Advertisement

Chris Froome’s Giro victory will lead only to more contortions

Chris Froome wins the Giro d'Italia
Britain’s Chris Froome after his victory in the Giro d’Italia. It means he is the first cyclist in 35 years to hold all three grand tours. Photograph: Gregorio Borgia/AP

Refreshingly, many of the new generation emerging in cycling are unencumbered by clear memories of the sport’s recent past. It is partly in that context that the reaction of the New Zealander George Bennett to Chris Froome’s Giro d’Italia winning performance on Friday en route to Bardonecchia has to be seen.

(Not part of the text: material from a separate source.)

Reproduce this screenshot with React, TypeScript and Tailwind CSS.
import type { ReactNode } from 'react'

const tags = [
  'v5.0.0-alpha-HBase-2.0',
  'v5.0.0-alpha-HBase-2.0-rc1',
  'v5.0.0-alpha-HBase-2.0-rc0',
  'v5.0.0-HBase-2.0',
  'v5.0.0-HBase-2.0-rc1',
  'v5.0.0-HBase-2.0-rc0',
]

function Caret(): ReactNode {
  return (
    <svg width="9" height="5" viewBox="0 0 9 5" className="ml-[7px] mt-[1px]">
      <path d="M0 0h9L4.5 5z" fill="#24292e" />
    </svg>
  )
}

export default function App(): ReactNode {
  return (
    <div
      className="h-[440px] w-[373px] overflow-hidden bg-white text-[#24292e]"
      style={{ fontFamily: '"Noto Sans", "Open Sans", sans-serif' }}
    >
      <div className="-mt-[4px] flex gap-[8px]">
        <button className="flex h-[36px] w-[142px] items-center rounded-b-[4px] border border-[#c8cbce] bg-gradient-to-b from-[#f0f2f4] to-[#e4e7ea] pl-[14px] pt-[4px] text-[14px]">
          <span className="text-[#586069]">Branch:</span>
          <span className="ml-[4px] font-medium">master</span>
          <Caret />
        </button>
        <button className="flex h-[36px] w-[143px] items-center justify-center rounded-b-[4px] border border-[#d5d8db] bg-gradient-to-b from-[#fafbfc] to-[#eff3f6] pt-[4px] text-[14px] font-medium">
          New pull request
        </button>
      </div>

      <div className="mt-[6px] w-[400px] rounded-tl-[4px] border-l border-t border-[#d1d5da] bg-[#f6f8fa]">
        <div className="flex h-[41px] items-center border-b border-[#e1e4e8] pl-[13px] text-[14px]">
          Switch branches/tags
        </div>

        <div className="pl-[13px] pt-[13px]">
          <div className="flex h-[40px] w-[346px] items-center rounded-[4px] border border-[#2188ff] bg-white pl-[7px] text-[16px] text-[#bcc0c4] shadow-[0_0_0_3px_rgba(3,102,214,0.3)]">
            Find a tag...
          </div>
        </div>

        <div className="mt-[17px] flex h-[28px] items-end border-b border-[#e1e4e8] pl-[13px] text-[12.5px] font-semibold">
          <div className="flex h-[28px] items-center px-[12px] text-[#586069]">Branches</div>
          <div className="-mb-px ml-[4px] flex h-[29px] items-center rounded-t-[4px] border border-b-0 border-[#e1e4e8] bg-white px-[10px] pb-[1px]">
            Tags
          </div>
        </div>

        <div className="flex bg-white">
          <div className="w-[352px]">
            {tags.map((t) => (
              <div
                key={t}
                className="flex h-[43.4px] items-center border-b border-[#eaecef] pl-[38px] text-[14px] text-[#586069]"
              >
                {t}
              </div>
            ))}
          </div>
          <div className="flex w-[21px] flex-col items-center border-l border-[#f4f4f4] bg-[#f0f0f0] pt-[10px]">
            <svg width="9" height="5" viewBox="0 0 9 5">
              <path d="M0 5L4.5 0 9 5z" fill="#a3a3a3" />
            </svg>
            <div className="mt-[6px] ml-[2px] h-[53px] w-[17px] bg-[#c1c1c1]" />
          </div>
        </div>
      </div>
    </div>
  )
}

Confronted with the news that Froome had held out over 80 kilometres over three mountains to take the overall lead, Bennett – captured on video by his Lotto-NL team’s social media people and by the website cyclingnews.com – could not hide his disbelief. “Did Froome stay away? No way. He did a Landis. Jesus!” His reference was to Floyd Landis’s astonishing comeback to win at Morzine in the 2006 Tour de France, which set up the American as, provisionally, the overall winner, until a positive test for testosterone was announced.

This kind of parallel is the stuff of any spin doctor’s nightmares and Lotto-NL promptly issued a statement explaining that Bennett did not mean to cast aspersions. “This is not an insinuation but a way to express the admiration for an exceptional achievement,” the team said. Bennett, inevitably, was asked to explain himself, which – less inevitably but admirably – he was willing to do. “If we can’t compare a cyclist to another cyclist, we can’t make a comparison to any cyclist in the last 20 years,” he argued just before the stage start on Saturday.

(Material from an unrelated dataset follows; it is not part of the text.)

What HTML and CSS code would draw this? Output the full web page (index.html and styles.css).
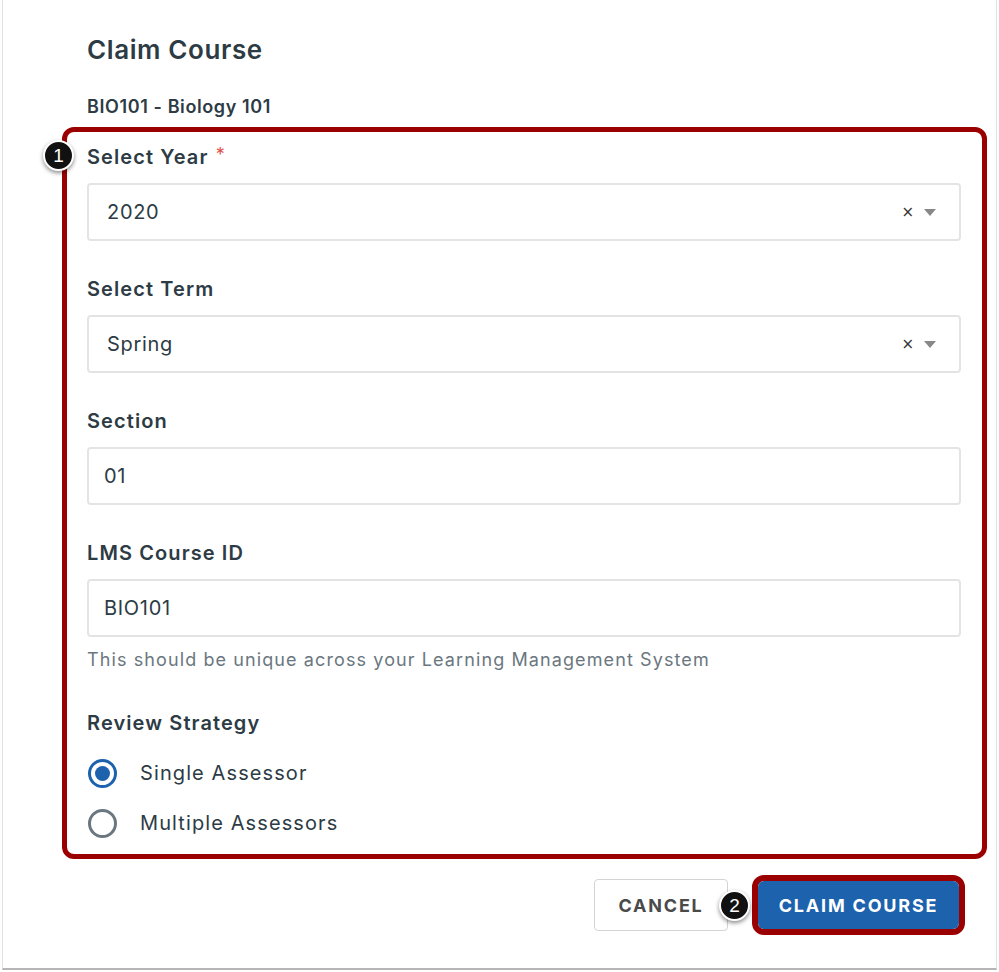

“I’m just saying he made a bigger comeback than Easter Sunday. There’s no innuendo. I’m not [implying] anything. It’s nothing to do with drugs or anything like that. But if we can’t make comparisons in cycling, if we can’t compare it to Pantani, we can’t compare it to Merckx then, because we don’t know what was going on there.”

That point regarding the complexity of ranking performance in a sport that is dogged by half a century of doping is well made but cycling’s current ability to tie itself in knots is second to none. On one level Froome’s ride to Bardonecchia was the climax of a breathtaking Giro, which saw dramatic collapses – Esteban Chaves, Simon Yates and Thibaut Pinot, who abandoned on Sunday morning – and a dramatic reversal of fortune, from a position where it looked as if Froome stood no chance of his third consecutive Grand Tour victory.

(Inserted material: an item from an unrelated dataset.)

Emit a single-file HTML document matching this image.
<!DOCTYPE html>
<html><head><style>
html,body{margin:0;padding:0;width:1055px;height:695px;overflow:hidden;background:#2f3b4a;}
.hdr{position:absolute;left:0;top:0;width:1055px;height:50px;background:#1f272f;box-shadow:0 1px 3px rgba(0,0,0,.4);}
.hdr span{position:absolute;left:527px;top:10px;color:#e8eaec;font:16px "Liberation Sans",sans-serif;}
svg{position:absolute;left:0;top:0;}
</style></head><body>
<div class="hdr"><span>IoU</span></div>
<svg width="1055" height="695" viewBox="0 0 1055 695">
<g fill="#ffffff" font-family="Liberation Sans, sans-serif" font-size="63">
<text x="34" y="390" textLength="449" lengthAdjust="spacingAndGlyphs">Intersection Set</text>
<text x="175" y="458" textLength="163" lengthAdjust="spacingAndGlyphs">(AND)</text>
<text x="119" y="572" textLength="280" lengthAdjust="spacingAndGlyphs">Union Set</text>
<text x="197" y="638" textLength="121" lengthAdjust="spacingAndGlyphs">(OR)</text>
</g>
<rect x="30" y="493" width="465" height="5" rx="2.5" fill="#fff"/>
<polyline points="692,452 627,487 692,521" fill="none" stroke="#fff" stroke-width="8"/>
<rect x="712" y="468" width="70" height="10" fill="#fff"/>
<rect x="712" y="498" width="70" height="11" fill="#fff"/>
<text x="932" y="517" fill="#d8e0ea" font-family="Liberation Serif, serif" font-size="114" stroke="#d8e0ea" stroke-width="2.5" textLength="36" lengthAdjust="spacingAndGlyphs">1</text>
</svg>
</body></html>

On another level this was pretty much what had been feared by those who felt that Froome should not ride the Giro d’Italia as he awaits the verdict on an adverse analytical finding for salbutamol, which he is contesting on the grounds that he has done nothing wrong. The issue is nothing to do with Froome personally. He showed courage, moral and physical, in making that escape on Friday, he demonstrated breathtaking descending skill and he showed admirable sangfroid in limiting his losses day by day for the first two weeks of the Giro. If ever there was a race that demonstrated the adage that you may not win a stage race on any given day but you must try not to lose it, this was the one.

A Froome win leaves the race result in abeyance pending the ruling. He may keep the win or he may not.

If the results were to be rejigged, however, that act alone cannot rewrite the history of the race. That history was forged by Team Sky and Froome, whose decision to race hard on Wednesday and Friday blew the standings to bits.

It remains to be seen whether the 2018 Giro d’Italia could be yet another race in cycling history with an asterisk against it, yet another which counts for nothing.

It is to avoid putting an entire race in limbo due to delay in resolving an Adverse Analytical Finding that the Mouvement Pour un Cyclisme Crédible, the sport’s voluntary anti-doping body, insists that its member teams do not field riders facing an AAF in races. As the 2017 winner and Froome’s runner-up this year, Tom Dumoulin, pointed out, if it had been him that was contesting a salbutamol ruling, he would not have been permitted to start the Giro.

Team Sky have always refused to join the MPCC. (In the interests of fairness it should be pointed out that Simon Yates’s Mitchelton-Scott and the Astana team of the third finisher, Miguel-Ángel López, are among the World Tour teams who are not members either.) It is their legitimate right but it leaves them open to the criticism that they are putting their own interests above those of their sport. But in the last 18 months the team appear to have given little sign they are interested in the wider image of cycling, with their response to the tale of Jiffy Bags, lost medical records, the 55 doses of cortisone they bought between 2010 and 2013, and its climax in a highly critical – albeit strongly denied – parliamentary committee report.

It is now five weeks until the Tour de France peloton gathers in the Vendée. There is every indication that Froome’s salbutamol ruling will not be complete by then. More contortions are in store, quite possibly lasting until late summer or early autumn. Unfortunately the Giro may be only the beginning of the end game.